Boon for Bitcoin, Donald Trump as Ex-Fed Official Pushes to Tax Savers
The United States Federal Reserve could be the next central bank to take up previously unthinkable negative interest rates.
That was the opinion of the ex-president of the Minneapolis Fed, who on April 24 argued that interest rates, already at lows of 0.25%, should fall further — even if they cannot.
Kocherlakota: Fed “should” fight recession with negative rates
“Unprecedented situations require unprecedented actions,” Narayana Kocherlakota wrote for Bloomberg.
That’s why the U.S. Federal Reserve should fight a rapidly deepening recession by taking interest rates below zero for the first time ever.

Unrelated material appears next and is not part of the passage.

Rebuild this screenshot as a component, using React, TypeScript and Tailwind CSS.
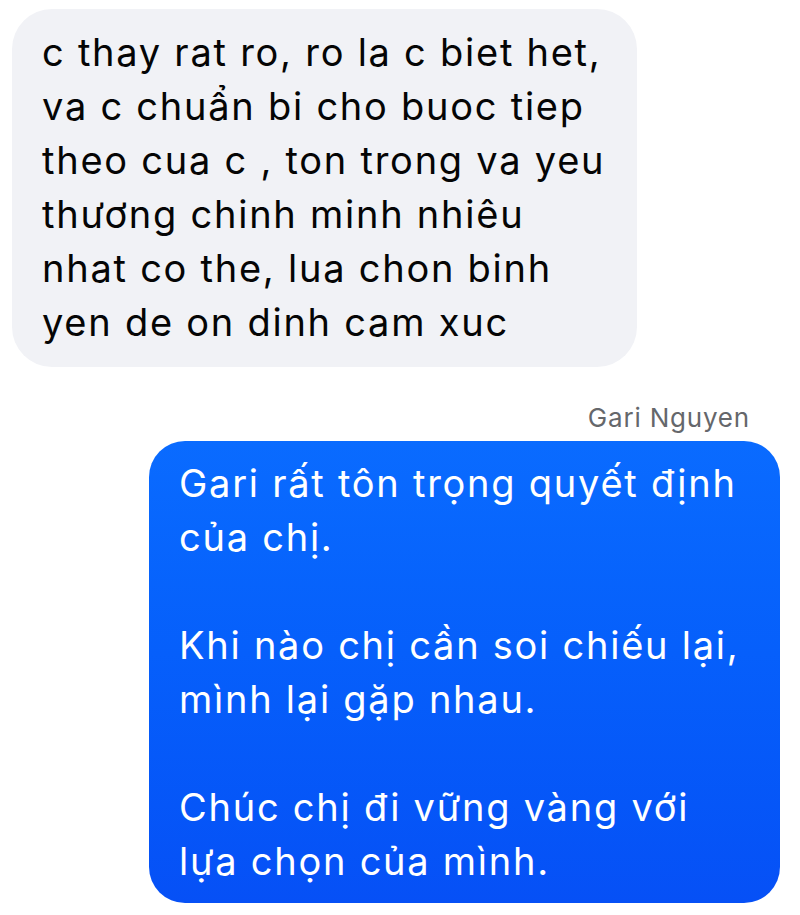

Negative rates essentially mean that banks must pay to hold their deposits, passing on the costs to clients. The phenomenon is already at work in Europe, while Kocherlakota foresees U.S. institutions swallowing the pain instead of hoarding money as cash.
“...Economists now recognize that doesn’t happen, because it’s costly to store billions (or trillions) of dollars of paper currency safely,” he continued.
President Donald Trump has repeatedly voiced his support for lower rates, last year directly criticizing Fed Chair Jerome Powell for failing to make cuts dramatic enough. Now, he may finally get his wish.
Fed interest rate 60-year chart. Source: Macrotrends
“Does E = mc2 any longer?”
For proponents of Bitcoin as sound money, however, such decisions are causing increasing alarm.
Negative rates and negative commodity prices, combined with unprecedented government spending, creates a paradoxical situation which many economists throughout the past century have concluded is unsustainable.
As RT hosts Max Keiser and Stacy Herbert explained in the latest edition of their Keiser Report financial news show, negative rates equate to time costing nothing.
“When we got to negative interest rates, when time had no value, that was one thing,” Herbert said.
“...Now we have the negative cost of energy, so does E = mc2 any longer?”
Earlier, Cointelegraph reported on criticism from ex-presidential candidate Ron Paul, who says that the Fed’s model has already fallen apart.